Since entering the race late last year, Johnson has raised less than $500,000, and almost $300,000 of that came from his own pocket. Johnson saw most donations roll in to his campaign in May and June, as the state and national party rallied around him to defeat a wealthy but deeply flawed primary opponent.

Despite the influx of cash, Johnson was left with less than $90,000 in the bank at the end of June. And although he’s already known in the Charlotte media market, he will need money to raise his profile in the two media markets that overlap part of the eastern portion of the 8th district. A mid-August internal poll from Kissell’s campaign showed Johnson with 57 percent name identification.

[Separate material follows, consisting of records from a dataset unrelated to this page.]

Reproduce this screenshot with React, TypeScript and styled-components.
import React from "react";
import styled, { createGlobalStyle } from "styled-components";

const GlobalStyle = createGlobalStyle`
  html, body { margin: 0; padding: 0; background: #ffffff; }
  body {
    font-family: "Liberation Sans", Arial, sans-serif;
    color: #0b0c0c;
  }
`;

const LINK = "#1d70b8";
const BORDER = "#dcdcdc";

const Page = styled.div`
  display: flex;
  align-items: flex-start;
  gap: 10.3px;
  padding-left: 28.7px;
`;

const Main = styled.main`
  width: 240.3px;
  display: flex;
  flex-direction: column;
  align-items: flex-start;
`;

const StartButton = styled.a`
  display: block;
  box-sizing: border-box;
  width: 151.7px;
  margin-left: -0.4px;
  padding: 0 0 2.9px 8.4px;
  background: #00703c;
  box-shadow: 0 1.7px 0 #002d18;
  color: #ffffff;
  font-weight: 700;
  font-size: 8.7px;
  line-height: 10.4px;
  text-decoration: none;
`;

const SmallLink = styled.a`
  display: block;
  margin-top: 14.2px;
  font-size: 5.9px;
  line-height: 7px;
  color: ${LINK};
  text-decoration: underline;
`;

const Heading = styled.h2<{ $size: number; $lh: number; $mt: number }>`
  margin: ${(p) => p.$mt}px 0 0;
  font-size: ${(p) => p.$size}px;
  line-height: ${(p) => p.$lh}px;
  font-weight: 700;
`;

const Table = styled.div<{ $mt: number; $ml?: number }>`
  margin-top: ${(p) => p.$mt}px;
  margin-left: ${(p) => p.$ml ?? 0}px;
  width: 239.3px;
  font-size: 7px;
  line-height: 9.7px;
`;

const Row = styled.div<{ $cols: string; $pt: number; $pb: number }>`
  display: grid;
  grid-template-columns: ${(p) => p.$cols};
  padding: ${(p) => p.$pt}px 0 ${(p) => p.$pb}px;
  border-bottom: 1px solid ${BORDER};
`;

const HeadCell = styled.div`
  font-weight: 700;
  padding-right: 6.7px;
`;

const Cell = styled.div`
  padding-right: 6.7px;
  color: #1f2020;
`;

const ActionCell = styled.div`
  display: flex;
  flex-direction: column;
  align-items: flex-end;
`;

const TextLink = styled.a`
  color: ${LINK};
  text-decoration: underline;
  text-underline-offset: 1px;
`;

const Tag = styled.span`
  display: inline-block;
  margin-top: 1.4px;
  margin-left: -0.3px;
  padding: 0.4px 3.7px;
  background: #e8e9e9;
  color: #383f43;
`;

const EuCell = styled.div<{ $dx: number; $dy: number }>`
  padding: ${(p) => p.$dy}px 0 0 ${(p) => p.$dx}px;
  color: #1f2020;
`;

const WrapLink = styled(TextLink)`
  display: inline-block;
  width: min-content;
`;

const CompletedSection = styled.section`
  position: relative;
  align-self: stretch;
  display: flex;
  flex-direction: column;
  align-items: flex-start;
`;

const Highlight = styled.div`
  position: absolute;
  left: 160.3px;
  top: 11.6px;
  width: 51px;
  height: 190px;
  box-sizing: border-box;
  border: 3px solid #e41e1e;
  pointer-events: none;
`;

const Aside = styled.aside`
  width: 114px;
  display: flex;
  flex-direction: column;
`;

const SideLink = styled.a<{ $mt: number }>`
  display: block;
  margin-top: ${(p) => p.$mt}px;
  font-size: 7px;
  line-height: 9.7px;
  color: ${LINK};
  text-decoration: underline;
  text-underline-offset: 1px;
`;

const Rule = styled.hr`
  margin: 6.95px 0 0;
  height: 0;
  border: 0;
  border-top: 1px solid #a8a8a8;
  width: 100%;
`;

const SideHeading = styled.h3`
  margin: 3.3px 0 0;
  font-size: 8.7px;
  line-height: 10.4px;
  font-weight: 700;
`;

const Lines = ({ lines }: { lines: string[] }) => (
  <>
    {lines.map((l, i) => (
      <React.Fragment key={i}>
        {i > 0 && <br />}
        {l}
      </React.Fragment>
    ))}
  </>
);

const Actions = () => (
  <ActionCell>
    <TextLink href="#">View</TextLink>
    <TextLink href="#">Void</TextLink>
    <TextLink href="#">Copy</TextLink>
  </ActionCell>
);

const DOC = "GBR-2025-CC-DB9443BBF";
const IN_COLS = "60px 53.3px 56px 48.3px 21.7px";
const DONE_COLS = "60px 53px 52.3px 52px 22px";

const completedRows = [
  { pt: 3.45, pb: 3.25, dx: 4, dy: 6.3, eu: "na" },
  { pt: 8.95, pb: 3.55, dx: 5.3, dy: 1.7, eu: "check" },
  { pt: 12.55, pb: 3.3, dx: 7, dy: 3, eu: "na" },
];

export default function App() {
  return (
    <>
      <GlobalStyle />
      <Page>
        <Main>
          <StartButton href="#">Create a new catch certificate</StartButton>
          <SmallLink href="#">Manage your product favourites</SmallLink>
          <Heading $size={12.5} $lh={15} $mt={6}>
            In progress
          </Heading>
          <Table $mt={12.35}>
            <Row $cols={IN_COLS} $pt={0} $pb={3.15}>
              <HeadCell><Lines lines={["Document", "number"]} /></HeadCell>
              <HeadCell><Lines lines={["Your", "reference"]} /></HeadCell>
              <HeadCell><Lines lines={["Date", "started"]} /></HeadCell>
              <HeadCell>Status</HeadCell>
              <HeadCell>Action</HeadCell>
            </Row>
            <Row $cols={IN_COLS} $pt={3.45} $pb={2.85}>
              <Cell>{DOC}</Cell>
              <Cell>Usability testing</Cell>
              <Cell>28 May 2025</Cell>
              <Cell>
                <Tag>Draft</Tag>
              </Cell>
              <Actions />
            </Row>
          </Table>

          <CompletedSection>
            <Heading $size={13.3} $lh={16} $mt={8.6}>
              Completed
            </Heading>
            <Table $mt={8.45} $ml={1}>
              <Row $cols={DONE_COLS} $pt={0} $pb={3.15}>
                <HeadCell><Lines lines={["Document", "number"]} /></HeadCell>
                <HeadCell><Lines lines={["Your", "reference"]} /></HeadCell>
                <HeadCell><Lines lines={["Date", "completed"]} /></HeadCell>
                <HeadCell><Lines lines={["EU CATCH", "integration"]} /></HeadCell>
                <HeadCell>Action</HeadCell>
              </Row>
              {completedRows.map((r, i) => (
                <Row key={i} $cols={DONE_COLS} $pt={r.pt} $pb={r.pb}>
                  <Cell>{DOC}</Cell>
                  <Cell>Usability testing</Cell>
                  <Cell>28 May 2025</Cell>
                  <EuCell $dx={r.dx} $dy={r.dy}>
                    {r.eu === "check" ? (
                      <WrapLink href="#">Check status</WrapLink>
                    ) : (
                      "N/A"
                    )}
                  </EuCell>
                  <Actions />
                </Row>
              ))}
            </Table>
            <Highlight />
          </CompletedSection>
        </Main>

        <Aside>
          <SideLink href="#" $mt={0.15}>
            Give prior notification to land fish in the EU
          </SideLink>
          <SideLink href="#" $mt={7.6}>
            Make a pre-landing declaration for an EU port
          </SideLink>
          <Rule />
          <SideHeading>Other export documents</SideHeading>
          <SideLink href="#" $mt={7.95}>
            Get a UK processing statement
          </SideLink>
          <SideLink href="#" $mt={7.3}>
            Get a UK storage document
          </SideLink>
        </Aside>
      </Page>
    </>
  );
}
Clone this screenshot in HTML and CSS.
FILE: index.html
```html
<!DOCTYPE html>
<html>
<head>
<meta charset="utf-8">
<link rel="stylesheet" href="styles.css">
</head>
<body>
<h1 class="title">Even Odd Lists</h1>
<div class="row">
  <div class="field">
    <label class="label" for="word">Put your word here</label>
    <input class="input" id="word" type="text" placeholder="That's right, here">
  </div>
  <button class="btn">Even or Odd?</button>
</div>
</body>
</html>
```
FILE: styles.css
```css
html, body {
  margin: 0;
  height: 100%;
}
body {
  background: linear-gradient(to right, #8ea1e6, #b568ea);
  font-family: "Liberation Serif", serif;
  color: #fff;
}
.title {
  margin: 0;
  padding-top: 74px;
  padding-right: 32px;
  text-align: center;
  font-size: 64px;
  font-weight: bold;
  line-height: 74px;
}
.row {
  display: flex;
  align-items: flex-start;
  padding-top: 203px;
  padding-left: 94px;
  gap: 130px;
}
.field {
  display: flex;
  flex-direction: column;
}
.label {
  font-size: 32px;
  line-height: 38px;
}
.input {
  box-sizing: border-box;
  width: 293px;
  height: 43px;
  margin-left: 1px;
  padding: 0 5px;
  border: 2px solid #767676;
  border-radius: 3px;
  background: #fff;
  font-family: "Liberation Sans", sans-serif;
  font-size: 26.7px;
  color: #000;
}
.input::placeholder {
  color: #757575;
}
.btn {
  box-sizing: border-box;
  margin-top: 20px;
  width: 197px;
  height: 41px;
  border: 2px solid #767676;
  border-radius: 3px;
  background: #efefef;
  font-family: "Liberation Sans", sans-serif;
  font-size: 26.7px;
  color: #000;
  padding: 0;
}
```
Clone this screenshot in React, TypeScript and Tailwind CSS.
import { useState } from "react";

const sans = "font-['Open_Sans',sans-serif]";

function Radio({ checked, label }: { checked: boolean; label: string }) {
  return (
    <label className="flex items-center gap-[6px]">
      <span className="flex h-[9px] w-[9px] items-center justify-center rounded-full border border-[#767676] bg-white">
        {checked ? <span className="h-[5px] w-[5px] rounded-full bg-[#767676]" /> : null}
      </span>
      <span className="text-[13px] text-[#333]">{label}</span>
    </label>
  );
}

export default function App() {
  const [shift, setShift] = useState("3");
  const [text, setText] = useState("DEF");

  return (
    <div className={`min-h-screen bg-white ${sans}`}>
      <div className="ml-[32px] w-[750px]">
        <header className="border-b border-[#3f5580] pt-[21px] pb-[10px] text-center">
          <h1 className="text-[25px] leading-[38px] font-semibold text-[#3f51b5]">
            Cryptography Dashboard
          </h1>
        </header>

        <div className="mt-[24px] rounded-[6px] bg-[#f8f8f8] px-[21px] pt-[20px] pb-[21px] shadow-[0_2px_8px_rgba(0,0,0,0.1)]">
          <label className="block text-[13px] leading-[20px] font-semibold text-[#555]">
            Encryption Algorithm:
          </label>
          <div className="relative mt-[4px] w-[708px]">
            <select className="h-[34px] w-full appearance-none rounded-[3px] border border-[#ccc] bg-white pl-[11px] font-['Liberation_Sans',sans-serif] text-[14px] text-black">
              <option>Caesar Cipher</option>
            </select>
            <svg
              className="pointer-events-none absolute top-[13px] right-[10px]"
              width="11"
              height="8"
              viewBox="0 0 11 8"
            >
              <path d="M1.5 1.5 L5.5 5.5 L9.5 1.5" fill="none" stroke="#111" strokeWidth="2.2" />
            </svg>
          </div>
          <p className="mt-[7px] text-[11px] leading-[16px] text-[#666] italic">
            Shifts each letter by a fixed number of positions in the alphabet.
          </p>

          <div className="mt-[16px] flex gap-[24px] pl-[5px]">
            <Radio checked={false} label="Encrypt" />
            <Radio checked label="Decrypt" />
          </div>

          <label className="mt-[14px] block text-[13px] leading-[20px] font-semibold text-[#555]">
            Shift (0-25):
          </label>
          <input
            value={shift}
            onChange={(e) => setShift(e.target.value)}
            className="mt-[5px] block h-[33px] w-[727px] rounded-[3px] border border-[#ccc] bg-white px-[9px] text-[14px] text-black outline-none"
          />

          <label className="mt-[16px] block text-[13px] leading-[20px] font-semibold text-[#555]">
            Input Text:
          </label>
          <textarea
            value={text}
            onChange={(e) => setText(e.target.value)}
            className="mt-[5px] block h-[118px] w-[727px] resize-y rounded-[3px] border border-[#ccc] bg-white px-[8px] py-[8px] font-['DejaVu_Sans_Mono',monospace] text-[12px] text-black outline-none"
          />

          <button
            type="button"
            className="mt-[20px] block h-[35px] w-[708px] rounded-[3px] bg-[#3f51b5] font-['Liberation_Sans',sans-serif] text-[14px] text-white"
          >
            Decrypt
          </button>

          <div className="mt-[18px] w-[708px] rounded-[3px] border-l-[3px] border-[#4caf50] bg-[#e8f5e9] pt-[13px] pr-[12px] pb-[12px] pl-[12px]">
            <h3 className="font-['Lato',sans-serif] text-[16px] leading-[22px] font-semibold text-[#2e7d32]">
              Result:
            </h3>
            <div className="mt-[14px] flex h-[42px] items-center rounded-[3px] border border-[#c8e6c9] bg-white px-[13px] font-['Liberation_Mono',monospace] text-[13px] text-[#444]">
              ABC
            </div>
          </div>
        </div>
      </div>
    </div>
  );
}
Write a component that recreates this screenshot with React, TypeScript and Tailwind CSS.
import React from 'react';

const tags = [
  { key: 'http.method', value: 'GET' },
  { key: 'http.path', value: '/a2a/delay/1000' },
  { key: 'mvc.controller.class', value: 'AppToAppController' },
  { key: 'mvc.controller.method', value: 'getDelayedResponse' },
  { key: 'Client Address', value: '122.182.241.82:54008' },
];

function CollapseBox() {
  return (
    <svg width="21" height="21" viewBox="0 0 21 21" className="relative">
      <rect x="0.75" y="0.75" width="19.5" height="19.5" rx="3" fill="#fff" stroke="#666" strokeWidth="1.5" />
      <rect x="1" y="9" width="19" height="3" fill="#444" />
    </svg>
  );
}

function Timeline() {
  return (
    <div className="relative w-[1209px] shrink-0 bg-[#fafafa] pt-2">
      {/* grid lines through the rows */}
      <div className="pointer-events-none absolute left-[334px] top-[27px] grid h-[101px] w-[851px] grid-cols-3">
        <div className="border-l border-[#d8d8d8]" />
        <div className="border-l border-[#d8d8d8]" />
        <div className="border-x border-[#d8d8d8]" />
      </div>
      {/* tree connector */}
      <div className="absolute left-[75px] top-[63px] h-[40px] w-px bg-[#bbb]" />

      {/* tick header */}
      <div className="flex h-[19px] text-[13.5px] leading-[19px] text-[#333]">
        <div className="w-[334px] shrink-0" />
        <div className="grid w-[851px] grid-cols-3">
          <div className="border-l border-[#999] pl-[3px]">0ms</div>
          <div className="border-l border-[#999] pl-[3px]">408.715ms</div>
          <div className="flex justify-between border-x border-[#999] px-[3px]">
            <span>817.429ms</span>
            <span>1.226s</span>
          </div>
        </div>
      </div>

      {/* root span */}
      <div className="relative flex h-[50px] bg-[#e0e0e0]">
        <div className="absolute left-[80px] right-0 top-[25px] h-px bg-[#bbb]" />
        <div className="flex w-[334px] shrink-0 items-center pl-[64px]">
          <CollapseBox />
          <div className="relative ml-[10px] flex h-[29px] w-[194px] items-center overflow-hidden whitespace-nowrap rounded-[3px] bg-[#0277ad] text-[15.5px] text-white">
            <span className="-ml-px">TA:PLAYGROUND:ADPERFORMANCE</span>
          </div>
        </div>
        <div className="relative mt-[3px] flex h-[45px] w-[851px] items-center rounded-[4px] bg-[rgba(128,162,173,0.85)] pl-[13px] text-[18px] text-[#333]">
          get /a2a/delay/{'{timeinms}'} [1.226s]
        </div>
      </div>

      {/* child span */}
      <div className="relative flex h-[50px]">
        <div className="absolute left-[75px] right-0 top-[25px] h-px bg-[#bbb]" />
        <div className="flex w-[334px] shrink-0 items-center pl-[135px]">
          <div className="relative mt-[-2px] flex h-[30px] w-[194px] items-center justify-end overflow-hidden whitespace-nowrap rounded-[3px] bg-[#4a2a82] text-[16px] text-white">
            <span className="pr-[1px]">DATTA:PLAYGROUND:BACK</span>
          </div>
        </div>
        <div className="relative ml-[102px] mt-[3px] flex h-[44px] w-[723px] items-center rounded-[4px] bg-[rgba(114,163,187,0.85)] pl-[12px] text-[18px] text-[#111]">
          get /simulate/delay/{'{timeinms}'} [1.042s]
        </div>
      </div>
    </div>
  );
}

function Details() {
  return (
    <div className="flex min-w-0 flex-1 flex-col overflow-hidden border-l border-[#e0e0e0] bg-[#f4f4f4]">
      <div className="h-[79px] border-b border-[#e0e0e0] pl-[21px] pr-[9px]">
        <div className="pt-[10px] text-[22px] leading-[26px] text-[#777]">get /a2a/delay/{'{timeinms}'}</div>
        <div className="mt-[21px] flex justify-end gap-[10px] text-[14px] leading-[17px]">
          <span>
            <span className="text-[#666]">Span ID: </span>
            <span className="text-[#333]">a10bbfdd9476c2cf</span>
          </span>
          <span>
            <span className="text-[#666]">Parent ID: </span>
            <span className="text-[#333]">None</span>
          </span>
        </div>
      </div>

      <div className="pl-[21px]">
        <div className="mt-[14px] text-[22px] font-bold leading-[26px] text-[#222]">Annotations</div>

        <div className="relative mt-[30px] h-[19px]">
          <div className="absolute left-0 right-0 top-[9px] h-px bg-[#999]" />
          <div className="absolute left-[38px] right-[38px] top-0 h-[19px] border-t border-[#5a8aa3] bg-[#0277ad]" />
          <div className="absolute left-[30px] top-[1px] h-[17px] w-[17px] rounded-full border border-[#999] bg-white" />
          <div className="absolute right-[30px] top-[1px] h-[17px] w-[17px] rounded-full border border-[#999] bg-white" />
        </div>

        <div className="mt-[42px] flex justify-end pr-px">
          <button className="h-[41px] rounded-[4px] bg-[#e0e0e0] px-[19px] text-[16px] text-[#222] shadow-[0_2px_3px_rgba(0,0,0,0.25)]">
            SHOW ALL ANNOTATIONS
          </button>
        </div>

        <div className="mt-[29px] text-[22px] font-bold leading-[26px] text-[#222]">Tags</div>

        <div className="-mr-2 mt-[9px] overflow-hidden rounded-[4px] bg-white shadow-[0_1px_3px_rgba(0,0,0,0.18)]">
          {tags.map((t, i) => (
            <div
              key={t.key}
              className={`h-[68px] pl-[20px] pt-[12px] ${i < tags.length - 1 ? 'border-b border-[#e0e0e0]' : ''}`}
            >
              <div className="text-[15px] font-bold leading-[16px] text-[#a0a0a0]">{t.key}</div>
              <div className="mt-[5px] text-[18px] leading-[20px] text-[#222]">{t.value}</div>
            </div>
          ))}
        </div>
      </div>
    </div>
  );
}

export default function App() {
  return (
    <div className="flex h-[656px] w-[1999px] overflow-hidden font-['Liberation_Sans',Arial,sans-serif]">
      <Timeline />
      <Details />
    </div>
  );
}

Kissell has never been known as a strong fundraiser either. Among the targeted Democrats in the House, Kissell brings up the rear when it comes to cash on hand. He had less than $300,000 in the bank at the end of June. But the Democratic Congressional Campaign Committee has reserved nearly $800,000 in air time in his district this fall.

Another issue that could hurt Johnson is the fact that he moved into the district at the end of last year ahead of running for Congress. It’s an issue that irked Jerry Helms of Stanfield, whose wife, Pat, tried to avoid shaking Johnson’s hand on the way into Friday’s football game.

“He conveniently moved down the road 30 miles to run. … He should have stayed in his own district,” Helms said.

Johnson doesn’t believe his previous residency will matter when he reminds voters of his decades of work in the area and the “R” that will appear after his name on the ballot.

“I’ve been in the backyards of all of these folks for 35 years. I’m not a stranger to these folks,” he said. “In November, when we’re ready to go to the polls and [with] the anger and the frustration that’s out there right now … they are going to see a Republican in me. They know me they trust me and they like me.”